A Report from Western AF: The Tide Is Changing

John Mandrola


March 03, 2015

It was an honor to speak at the Eighth Annual Western AF Symposium in Park City, UT. Western AF is always a great meeting, but this year it was special. Something big happened. You could sense it in the room and in the conversations.

Mainstream electrophysiology gets it: AF is a symptom of a systemic disease.

At Western AF, giants in the field of electrophysiology, from Indianapolis, Philadelphia, Salt Lake City, Chicago, Cleveland, Boston, Australia, Germany, and the Netherlands all stressed that doctors who treat patients with AF must first treat cardiovascular risk factors.

You have heard this before, but never from the leaders of the field.

It all fits.

Consider these three questions:

  • Why have the results of AF ablation—for anything other than the rare case of focal AF—been so dismal?

  • Why would a panel of eight electrophysiologists describe different techniques for ablation of the same disease—persistent AF?

  • Why would we see atrial fibrosis and atrial electrical disease progress after successful ablation? (Pause on that one.)

It is simple. Because the atria reflect the health of the human being.

Dr Nassir Marrouche and his team at University of Utah organize Western AF, so the meeting reflects their research interests in fibrosis and imaging. We heard talks on how fibrosis affects the electrical function of the atria. It surely does, but where does the fibrosis come from?

We learned that high left atrial pressure, from, say, hypertension, obesity, sleep apnea, and maybe even endurance exercise, induces myocytes to lay down fibrosis. We heard that a bad night's sleep affects gene expression, and pericardial fat releases profibrotic cytokines.

Dr Kalyanam Shivkumar (University of California Los Angeles) taught us that the heart has its own—intrinsic—nervous system. Our heart feels stuff, is what I heard. (Just typing that feels good.)

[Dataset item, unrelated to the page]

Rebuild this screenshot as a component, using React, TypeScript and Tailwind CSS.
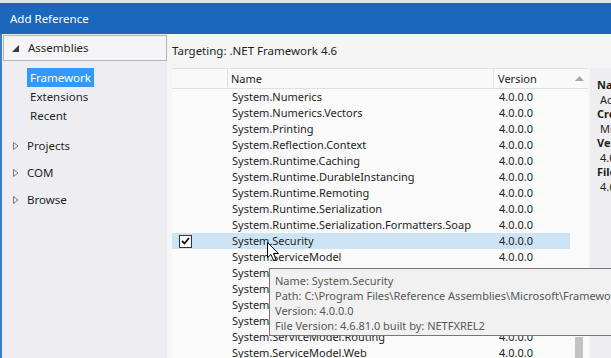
import React from 'react';

const rows: { name: string; version: string; checked?: boolean }[] = [
  { name: 'System.Numerics', version: '4.0.0.0' },
  { name: 'System.Numerics.Vectors', version: '4.0.0.0' },
  { name: 'System.Printing', version: '4.0.0.0' },
  { name: 'System.Reflection.Context', version: '4.0.0.0' },
  { name: 'System.Runtime.Caching', version: '4.0.0.0' },
  { name: 'System.Runtime.DurableInstancing', version: '4.0.0.0' },
  { name: 'System.Runtime.Remoting', version: '4.0.0.0' },
  { name: 'System.Runtime.Serialization', version: '4.0.0.0' },
  { name: 'System.Runtime.Serialization.Formatters.Soap', version: '4.0.0.0' },
  { name: 'System.Security', version: '4.0.0.0', checked: true },
  { name: 'System.ServiceModel', version: '4.0.0.0' },
  { name: 'System.ServiceModel.Activation', version: '4.0.0.0' },
  { name: 'System.ServiceModel.Activities', version: '4.0.0.0' },
  { name: 'System.ServiceModel.Channels', version: '4.0.0.0' },
  { name: 'System.ServiceModel.Discovery', version: '4.0.0.0' },
  { name: 'System.ServiceModel.Routing', version: '4.0.0.0' },
  { name: 'System.ServiceModel.Web', version: '4.0.0.0' },
];

function Collapsed() {
  return (
    <svg width="6" height="8" viewBox="0 0 6 8" className="shrink-0">
      <path d="M0.5 0.5 L5 4 L0.5 7.5 Z" fill="none" stroke="#7a7a7a" strokeWidth="1" />
    </svg>
  );
}

function Cursor() {
  return (
    <svg width="13" height="20" viewBox="0 0 13 20" className="absolute left-[267px] top-[242px]">
      <path d="M0.5 0.5 L0.5 15.5 L4 12.5 L6.5 18.5 L9 17.5 L6.5 11.5 L11.5 11.5 Z" fill="#fff" stroke="#000" strokeWidth="1" />
    </svg>
  );
}

export default function App() {
  return (
    <div className="relative w-[611px] h-[358px] overflow-hidden bg-[#f5f5f5] text-[11px] text-[#1e1e1e] font-['Noto_Sans',sans-serif] leading-[16px]">
      {/* Title bar */}
      <div className="h-[34px] bg-[#1b67bd] border-t-[3px] border-[#dde4ec] flex items-center pl-[10px] text-white text-[11.5px]">
        Add Reference
      </div>

      <div className="flex h-[324px]">
        {/* Left nav */}
        <div className="w-[167px] shrink-0 bg-[#eeeef2] border-l-2 border-[#3d7fc6] pt-[1px] text-[11.5px]">
          <div className="ml-[1px] h-[26px] bg-[#f5f5f7] border border-[#b4b4bc] flex items-center pl-[8px] gap-[9px]">
            <svg width="7" height="7" viewBox="0 0 7 7">
              <path d="M7 0 L7 7 L0 7 Z" fill="#3a3a3a" />
            </svg>
            <span>Assemblies</span>
          </div>
          <div className="pl-[25px] pt-[7px] flex flex-col items-start">
            <span className="bg-[#3399ff] text-white px-[3px] h-[19px] flex items-center">Framework</span>
            <span className="px-[3px] h-[19px] flex items-center">Extensions</span>
            <span className="px-[3px] h-[19px] flex items-center">Recent</span>
          </div>
          <div className="flex flex-col pl-[11px] pt-[7px]">
            {['Projects', 'COM', 'Browse'].map((t) => (
              <div key={t} className="h-[27px] flex items-center gap-[8px]">
                <Collapsed />
                <span>{t}</span>
              </div>
            ))}
          </div>
        </div>

        {/* Main */}
        <div className="flex-1 flex flex-col">
          <div className="h-[34px] flex items-center justify-between pl-[5px]">
            <span className="text-[11.5px]">Targeting: .NET Framework 4.6</span>
            <div className="w-[30px] h-[23px] bg-white border border-[#cfcfcf] border-r-0 flex items-center pl-[3px] text-[#7a7a7a] overflow-hidden mt-[1px]">
              Search
            </div>
          </div>

          <div className="flex flex-1 min-h-0">
            {/* List */}
            <div className="ml-[5px] w-[416px] bg-[#fafafa] flex flex-col">
              <div className="h-[21px] flex border-t border-b border-[#e0e0e0] bg-[#f9f9f9]">
                <div className="w-[56px] border-r border-[#e0e0e0]" />
                <div className="w-[266px] border-r border-[#e0e0e0] pl-[3px] flex items-center">Name</div>
                <div className="w-[76px] pl-[4px] flex items-center">Version</div>
                <div className="flex-1 flex items-center justify-center">
                  <svg width="9" height="5" viewBox="0 0 9 5">
                    <path d="M0 5 L4.5 0 L9 5 Z" fill="#a8a8a8" />
                  </svg>
                </div>
              </div>
              <div className="flex flex-1 min-h-0">
                <div className="w-[398px]">
                  {rows.map((r) => (
                    <div key={r.name} className={`h-[16px] flex items-center ${r.checked ? 'bg-[#cde4f7]' : ''}`}>
                      <div className="w-[56px] flex items-center pl-[7px]">
                        {r.checked && (
                          <div className="w-[13px] h-[13px] bg-white border border-[#333] flex items-center justify-center">
                            <svg width="9" height="8" viewBox="0 0 9 8">
                              <path d="M1 4 L3.5 6.5 L8 1" fill="none" stroke="#111" strokeWidth="1.8" />
                            </svg>
                          </div>
                        )}
                      </div>
                      <div className="w-[266px] pl-[4px] whitespace-nowrap overflow-hidden">{r.name}</div>
                      <div className="w-[76px] pl-[5px]">{r.version}</div>
                    </div>
                  ))}
                </div>
                <div className="flex-1 flex justify-center pt-[248px]">
                  <div className="w-[8px] h-full bg-[#c2c2c2]" />
                </div>
              </div>
            </div>

            {/* Details */}
            <div className="ml-[2px] flex-1 bg-[#eeeef2] pl-[7px] pt-[10px] overflow-hidden whitespace-nowrap leading-[14.5px]">
              <div className="font-bold">Name:</div>
              <div className="pl-[3px]">Accessibility</div>
              <div className="font-bold">Created By:</div>
              <div className="pl-[3px]">Microsoft Corporation</div>
              <div className="font-bold">Version:</div>
              <div className="pl-[3px]">4.0.0.0</div>
              <div className="font-bold">File Version:</div>
              <div className="pl-[3px]">4.6.81.0</div>
            </div>
          </div>
        </div>
      </div>

      {/* Tooltip */}
      <div className="absolute left-[269px] top-[268px] w-[360px] h-[68px] bg-[#f1f1f1] border border-[#767676] pl-[5px] pt-[4px] text-[#575757] whitespace-nowrap leading-[15px]">
        <div>Name: System.Security</div>
        <div>Path: C:\Program Files\Reference Assemblies\Microsoft\Framework\.NETFramework\v4.6</div>
        <div>Version: 4.0.0.0</div>
        <div>File Version: 4.6.81.0 built by: NETFXREL2</div>
      </div>

      <Cursor />
    </div>
  );
}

We also heard this gem: weight loss and risk-factor management improve atrial electrical function—not just in sheep, in people!

These lessons explain why a procedure that creates more scar will never be the answer for a disease that stems from scar.

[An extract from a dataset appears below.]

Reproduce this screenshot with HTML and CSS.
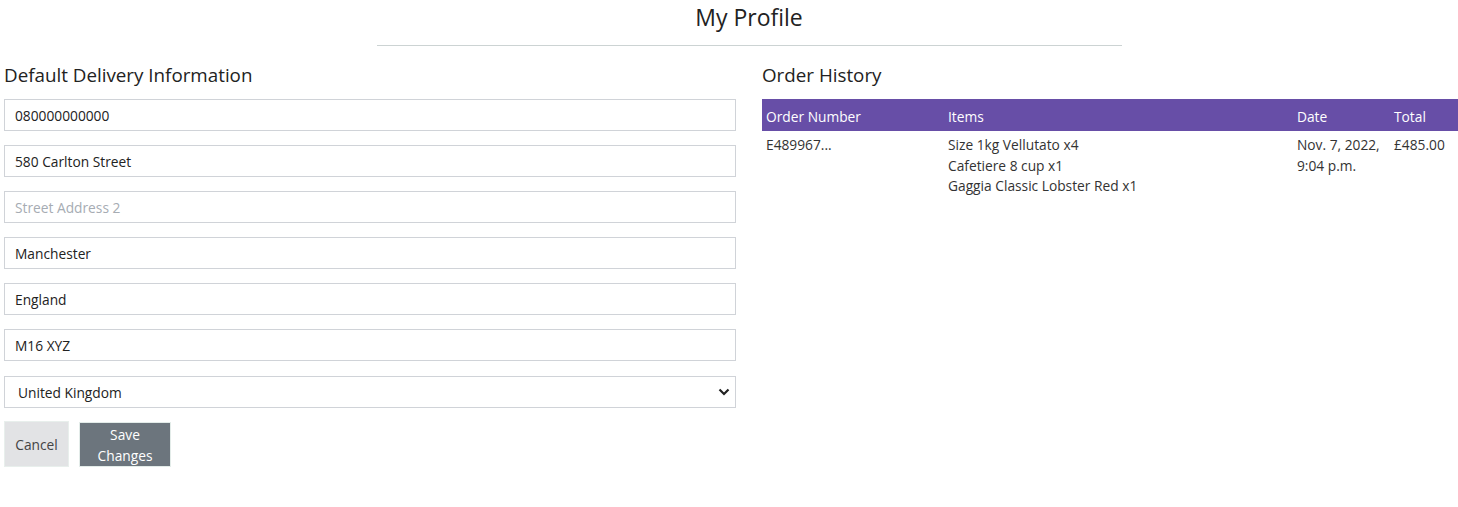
FILE: index.html
```html
<!DOCTYPE html>
<html lang="en">
<head>
<meta charset="utf-8">
<title>My Profile</title>
<link rel="stylesheet" href="styles.css">
</head>
<body>
<div class="page">
  <header class="page-head">
    <h1 class="page-title">My Profile</h1>
    <hr class="page-rule">
  </header>
  <div class="columns">
    <section class="delivery">
      <h2 class="section-title">Default Delivery Information</h2>
      <form class="profile-form">
        <input class="field" type="text" value="080000000000">
        <input class="field" type="text" value="580 Carlton Street">
        <input class="field" type="text" placeholder="Street Address 2">
        <input class="field" type="text" value="Manchester">
        <input class="field" type="text" value="England">
        <input class="field" type="text" value="M16 XYZ">
        <div class="select-wrap">
          <select class="field select">
            <option>United Kingdom</option>
          </select>
          <svg class="chevron" width="12" height="8" viewBox="0 0 12 8"><path d="M1.5 1.5 L6 6 L10.5 1.5" fill="none" stroke="#222" stroke-width="2.2"/></svg>
        </div>
        <div class="actions">
          <button type="button" class="btn btn-cancel">Cancel</button>
          <button type="button" class="btn btn-save">Save Changes</button>
        </div>
      </form>
    </section>
    <section class="history">
      <h2 class="section-title">Order History</h2>
      <table class="orders">
        <colgroup>
          <col class="c-num"><col class="c-items"><col class="c-date"><col class="c-total">
        </colgroup>
        <thead>
          <tr><th>Order Number</th><th>Items</th><th>Date</th><th>Total</th></tr>
        </thead>
        <tbody>
          <tr>
            <td>E489967...</td>
            <td>Size 1kg Vellutato x4<br>Cafetiere 8 cup x1<br>Gaggia Classic Lobster Red x1</td>
            <td>Nov. 7, 2022,<br>9:04 p.m.</td>
            <td>£485.00</td>
          </tr>
        </tbody>
      </table>
    </section>
  </div>
</div>
</body>
</html>
```
FILE: styles.css
```css
html, body {
  margin: 0;
  padding: 0;
  overflow-x: hidden;
  background: #fff;
}
body {
  font-family: "Open Sans", "Liberation Sans", sans-serif;
  font-size: 13.75px;
  color: #333;
}
.page {
  width: 1490px;
  padding-left: 4px;
}
.page-head {
  display: flex;
  flex-direction: column;
  align-items: center;
}
.page-title {
  margin: 2px 0 0;
  font-size: 23px;
  font-weight: 400;
  line-height: 30px;
  color: #222;
}
.page-rule {
  width: 745px;
  margin: 13px 0 0;
  border: 0;
  border-top: 1px solid #ccd3d3;
}
.columns {
  display: grid;
  grid-template-columns: 732px 732px;
  column-gap: 26px;
  margin-top: 17px;
}
.section-title {
  margin: 0 0 12px;
  font-size: 18.8px;
  font-weight: 400;
  line-height: 24px;
  color: #222;
}
.profile-form {
  display: flex;
  flex-direction: column;
  gap: 14px;
}
.field {
  box-sizing: border-box;
  width: 732px;
  height: 32px;
  margin: 0;
  padding: 0 10px;
  border: 1px solid #d0d3d8;
  border-radius: 0;
  font-family: inherit;
  font-size: 13.75px;
  color: #222;
  background: #fff;
  outline: none;
}
.field::placeholder {
  color: #a6acb3;
}
.select-wrap {
  position: relative;
  margin-top: 1px;
}
.select {
  appearance: none;
  -webkit-appearance: none;
  padding-left: 13px;
}
.chevron {
  position: absolute;
  right: 6px;
  top: 12px;
  pointer-events: none;
}
.actions {
  display: flex;
  gap: 10px;
  margin-top: -1px;
}
.btn {
  box-sizing: border-box;
  font-family: inherit;
  font-size: 13.75px;
  line-height: 21px;
  border-radius: 0;
  margin: 0;
  cursor: pointer;
}
.btn-cancel {
  width: 65px;
  height: 46px;
  background: #e2e3e5;
  border: 1px solid #e8efec;
  color: #444;
  padding: 0 4px;
}
.btn-save {
  width: 92px;
  height: 45px;
  margin-top: 1px;
  background: #6c757d;
  border: 1px solid #e3ece9;
  color: #fff;
  padding: 0 10px;
}
.orders {
  width: 732px;
  table-layout: fixed;
  border-collapse: collapse;
}
.c-num { width: 182px; }
.c-items { width: 349px; }
.c-date { width: 97px; }
.c-total { width: 104px; }
.orders th {
  background: #674ea7;
  color: #fff;
  font-weight: 400;
  text-align: left;
  height: 32px;
  padding: 3px 4px 0;
  box-sizing: border-box;
}
.orders td {
  vertical-align: top;
  padding: 4px 4px;
  line-height: 20.5px;
  color: #333;
}
```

The take-home is this: when AF appears, it is sign that the atria is distressed. The answer, therefore, is to treat the problems that cause the distress.

A good doctor sees the problem, and then treats that problem.

Of Course It Is Hard

Now to the response that always arises when I report this news.

Dr Marrouche asked me the standard American-doctor question: "Okay, John, we now know lifestyle factors are critical, but how do we put this into action?"

My answer is leadership. Doctors, especially specialists, should take the lead. It is a top-down message. It is on those of us who wield the catheters. And it is not an easy message.

It is hard to change human behavior. It is hard to tell patients their way of life led to this problem. It is hard to go against market forces that favor procedures. And it is really hard to do all this in a short office visit, one made even shorter by electronic medical records.

Yet we fail, spectacularly so, if we substitute an expensive, risky, and wrong procedure for a symptom of a wider disease. Dr Greg Feld (University of California, San Diego) said it well in a Q&A session. Reflecting on the history of electrophysiology, he noted that we were successful in Wolff Parkinson White and supraventricular tachycardia (SVT) ablation because we understood mechanisms. We were even okay, he said, when we ablated focal AF from the pulmonary veins.

The problem now is we know the mechanism for most forms of AF—it is end-organ damage from systemic disease. And that is precisely why a catheter is not, nor will it ever be, the only answer.

My take is that heart doctors don't have to be lifestyle gurus. We don't need gimmicks. We just have to see the truth, speak the truth, and target the truth with our treatments. We must also enroll help—and convince our employers to see the value of a team approach for people with AF.

If an AF patient gets mad at this message and goes across the street for a second opinion (or to his primary-care doctor) and hears the same message, then there will be progress. But if that patient goes for a second opinion and hears he can be fixed with a procedure or a device, then the problem remains.